Теологический рационализм Соловьева вдохновлял русскую философскую мысль в лице Николая Бердяева, о. Сергия Булгакова, о. Павла Флоренского и других религиозных мыслителей этого времени, равно как и поэта и философа Дмитрия Мережковского, инициировавшего интеллектуальное движение, известное под названием “новое религиозное сознание”, которое в своей критике исторического христианства шло значительно дальше Вл. Соловьева. Развивая соловьевскую критику исторического христианства, Н. Бердяев писал, что в истории западной культуры “творческий процесс раскрывает себя, так сказать, вне христианства, и уж в любом случае, вне видимой Церкви”. Мережковский провозгласил идею “религиозного противодействия историческому христианству”[80]. Он считал, что историческое христианство (т. е. Церковь) было только односторонним проявлением евангельского христианства, так как в нем не содержалось “правды о земле” и “правды о теле”. Истинное христианство, утверждал Д. Мережковский, было прежде всего аскетической религией, но “аскетическое христианство и современная культура обоюдно непроницаемы”. “С настоящего времени, – писал он, – всемирная история должна открыть истину не только о духе, но и о плоти, не только о небе, но и о земле”, и пробовал “снять” сформулированную Ницше антитезу: олимпийская “святость плоти” и галилейская “святость духа” новым религиозным синтезом. В духе Вл. Соловьева Д. Мережковский заключал: “Христианство – это только надежда и пророчество о Богочеловечестве”[81].

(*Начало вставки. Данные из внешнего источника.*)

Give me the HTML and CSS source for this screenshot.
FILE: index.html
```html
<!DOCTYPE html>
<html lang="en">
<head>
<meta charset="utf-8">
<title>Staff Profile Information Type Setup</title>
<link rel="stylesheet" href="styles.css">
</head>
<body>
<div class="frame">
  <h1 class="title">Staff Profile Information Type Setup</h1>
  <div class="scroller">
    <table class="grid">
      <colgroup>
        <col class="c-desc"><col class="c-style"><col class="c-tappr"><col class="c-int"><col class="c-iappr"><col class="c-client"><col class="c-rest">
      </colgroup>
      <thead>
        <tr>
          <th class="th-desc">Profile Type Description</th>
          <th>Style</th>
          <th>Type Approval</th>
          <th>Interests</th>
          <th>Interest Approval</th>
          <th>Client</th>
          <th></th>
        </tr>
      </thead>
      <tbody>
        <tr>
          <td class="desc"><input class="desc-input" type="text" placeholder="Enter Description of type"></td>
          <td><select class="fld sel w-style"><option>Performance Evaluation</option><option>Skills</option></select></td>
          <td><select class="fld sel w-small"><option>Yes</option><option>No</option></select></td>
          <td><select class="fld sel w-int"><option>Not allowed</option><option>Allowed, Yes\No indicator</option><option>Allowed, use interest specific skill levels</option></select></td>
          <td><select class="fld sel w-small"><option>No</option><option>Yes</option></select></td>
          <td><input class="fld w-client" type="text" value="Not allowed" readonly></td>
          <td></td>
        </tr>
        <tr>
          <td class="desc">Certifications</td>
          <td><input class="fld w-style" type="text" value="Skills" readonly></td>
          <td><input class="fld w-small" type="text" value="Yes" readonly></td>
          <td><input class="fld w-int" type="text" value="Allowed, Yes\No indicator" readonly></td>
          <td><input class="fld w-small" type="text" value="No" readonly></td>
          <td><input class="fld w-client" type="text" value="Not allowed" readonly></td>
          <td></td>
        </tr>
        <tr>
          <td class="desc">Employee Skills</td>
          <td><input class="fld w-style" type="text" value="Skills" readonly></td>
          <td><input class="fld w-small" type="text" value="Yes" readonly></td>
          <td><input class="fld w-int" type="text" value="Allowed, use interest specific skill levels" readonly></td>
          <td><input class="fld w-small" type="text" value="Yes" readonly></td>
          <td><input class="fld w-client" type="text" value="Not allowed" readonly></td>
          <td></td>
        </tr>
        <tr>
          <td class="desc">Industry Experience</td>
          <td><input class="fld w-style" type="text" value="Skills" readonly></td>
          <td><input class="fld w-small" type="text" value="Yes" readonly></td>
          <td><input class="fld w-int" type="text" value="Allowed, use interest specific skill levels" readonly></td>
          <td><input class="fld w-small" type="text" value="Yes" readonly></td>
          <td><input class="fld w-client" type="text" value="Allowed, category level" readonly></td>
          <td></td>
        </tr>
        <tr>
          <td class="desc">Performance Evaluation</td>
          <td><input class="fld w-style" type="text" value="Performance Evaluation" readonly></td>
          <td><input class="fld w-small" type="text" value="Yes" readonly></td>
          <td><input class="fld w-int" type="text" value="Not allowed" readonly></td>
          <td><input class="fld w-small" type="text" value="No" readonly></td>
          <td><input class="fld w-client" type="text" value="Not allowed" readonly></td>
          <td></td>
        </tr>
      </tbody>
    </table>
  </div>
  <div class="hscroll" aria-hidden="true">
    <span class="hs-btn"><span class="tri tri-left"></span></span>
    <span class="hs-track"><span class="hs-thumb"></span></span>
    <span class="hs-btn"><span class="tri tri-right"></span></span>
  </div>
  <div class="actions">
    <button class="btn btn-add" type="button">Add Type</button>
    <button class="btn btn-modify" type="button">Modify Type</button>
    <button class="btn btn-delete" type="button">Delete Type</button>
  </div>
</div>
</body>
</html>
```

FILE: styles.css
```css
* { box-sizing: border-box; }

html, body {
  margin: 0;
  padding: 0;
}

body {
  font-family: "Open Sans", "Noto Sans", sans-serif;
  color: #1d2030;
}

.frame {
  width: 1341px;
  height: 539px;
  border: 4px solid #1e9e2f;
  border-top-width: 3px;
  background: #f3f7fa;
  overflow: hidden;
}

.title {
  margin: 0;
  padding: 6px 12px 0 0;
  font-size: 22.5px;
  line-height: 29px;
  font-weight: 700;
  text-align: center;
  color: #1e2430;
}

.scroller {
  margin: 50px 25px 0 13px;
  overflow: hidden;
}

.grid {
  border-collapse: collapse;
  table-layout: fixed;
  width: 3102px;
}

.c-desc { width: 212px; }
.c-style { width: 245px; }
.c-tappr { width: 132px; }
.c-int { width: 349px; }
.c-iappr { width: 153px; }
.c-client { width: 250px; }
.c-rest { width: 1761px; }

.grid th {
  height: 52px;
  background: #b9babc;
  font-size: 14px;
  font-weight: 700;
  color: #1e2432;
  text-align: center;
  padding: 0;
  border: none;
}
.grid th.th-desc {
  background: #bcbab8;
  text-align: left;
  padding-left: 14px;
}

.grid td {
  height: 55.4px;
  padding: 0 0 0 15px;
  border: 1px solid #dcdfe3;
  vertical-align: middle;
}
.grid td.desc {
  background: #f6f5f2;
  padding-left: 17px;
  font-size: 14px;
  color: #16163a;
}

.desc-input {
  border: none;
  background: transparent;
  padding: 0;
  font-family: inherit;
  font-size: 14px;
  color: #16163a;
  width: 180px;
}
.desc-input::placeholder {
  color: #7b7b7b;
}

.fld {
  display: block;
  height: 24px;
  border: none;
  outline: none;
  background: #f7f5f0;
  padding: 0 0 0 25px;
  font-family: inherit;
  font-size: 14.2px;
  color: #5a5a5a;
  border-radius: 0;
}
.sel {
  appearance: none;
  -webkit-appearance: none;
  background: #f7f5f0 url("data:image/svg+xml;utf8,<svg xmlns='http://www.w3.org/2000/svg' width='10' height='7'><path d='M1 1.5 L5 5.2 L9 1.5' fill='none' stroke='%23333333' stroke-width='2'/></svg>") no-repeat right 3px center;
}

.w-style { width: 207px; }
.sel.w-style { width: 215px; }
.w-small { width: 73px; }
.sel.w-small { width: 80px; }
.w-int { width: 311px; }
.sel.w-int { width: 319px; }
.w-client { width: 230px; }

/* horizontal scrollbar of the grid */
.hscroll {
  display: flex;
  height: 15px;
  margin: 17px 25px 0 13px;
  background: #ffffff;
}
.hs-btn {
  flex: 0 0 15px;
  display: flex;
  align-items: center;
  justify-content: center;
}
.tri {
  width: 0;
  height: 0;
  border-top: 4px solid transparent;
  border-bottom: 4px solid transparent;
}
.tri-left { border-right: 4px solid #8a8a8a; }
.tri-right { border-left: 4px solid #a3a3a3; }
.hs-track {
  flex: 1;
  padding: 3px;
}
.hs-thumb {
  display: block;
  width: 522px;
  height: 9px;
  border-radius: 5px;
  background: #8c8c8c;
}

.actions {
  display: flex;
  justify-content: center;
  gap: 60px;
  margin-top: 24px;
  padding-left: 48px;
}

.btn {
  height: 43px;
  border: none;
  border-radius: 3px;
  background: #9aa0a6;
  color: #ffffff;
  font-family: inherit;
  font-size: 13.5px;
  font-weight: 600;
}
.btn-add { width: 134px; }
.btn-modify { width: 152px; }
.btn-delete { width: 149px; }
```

Идея сверхчеловека Ницше в христианской интерпретации, определившая существенные черты русской религиозно-философской и художественной мысли начала века, вернула понятиям человека и общества их метапсихологическую и метасоциологическую значимость. Ведь недаром Н. Бердяев считал Ницше “предтечей новой религиозной антропологии”.

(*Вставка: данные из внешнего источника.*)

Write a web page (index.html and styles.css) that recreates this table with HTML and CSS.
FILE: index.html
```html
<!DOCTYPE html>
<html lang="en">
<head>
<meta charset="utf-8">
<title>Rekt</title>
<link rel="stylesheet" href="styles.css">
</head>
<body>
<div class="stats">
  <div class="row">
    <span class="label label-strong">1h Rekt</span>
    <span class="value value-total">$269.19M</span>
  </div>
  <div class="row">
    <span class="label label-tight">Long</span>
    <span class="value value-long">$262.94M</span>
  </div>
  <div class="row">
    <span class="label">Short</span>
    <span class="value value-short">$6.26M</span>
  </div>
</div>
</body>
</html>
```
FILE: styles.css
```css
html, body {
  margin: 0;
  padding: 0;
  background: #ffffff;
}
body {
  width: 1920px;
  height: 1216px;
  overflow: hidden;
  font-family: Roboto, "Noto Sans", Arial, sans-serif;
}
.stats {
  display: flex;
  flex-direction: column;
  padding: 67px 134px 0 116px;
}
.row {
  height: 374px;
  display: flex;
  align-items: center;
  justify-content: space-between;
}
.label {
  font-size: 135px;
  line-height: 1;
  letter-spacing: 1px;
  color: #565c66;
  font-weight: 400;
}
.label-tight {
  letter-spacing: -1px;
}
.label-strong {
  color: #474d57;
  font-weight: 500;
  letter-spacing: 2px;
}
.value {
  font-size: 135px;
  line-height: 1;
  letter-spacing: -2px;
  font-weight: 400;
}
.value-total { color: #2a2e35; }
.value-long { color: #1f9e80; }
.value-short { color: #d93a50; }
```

Особенно повлияли на русскую религиозную мысль идеи русского философа-космиста Николая Федорова, развивавшего тему морального долга человечества перед своими предками. Создатель биокосмической системы, основанной на вере в силу сыновней любви, способной растопить первобытный холод космоса и воскресить предков, Н. Федоров, по словам Вл. Соловьева, сделал “первый истинный шаг в христианстве со времени Христа”.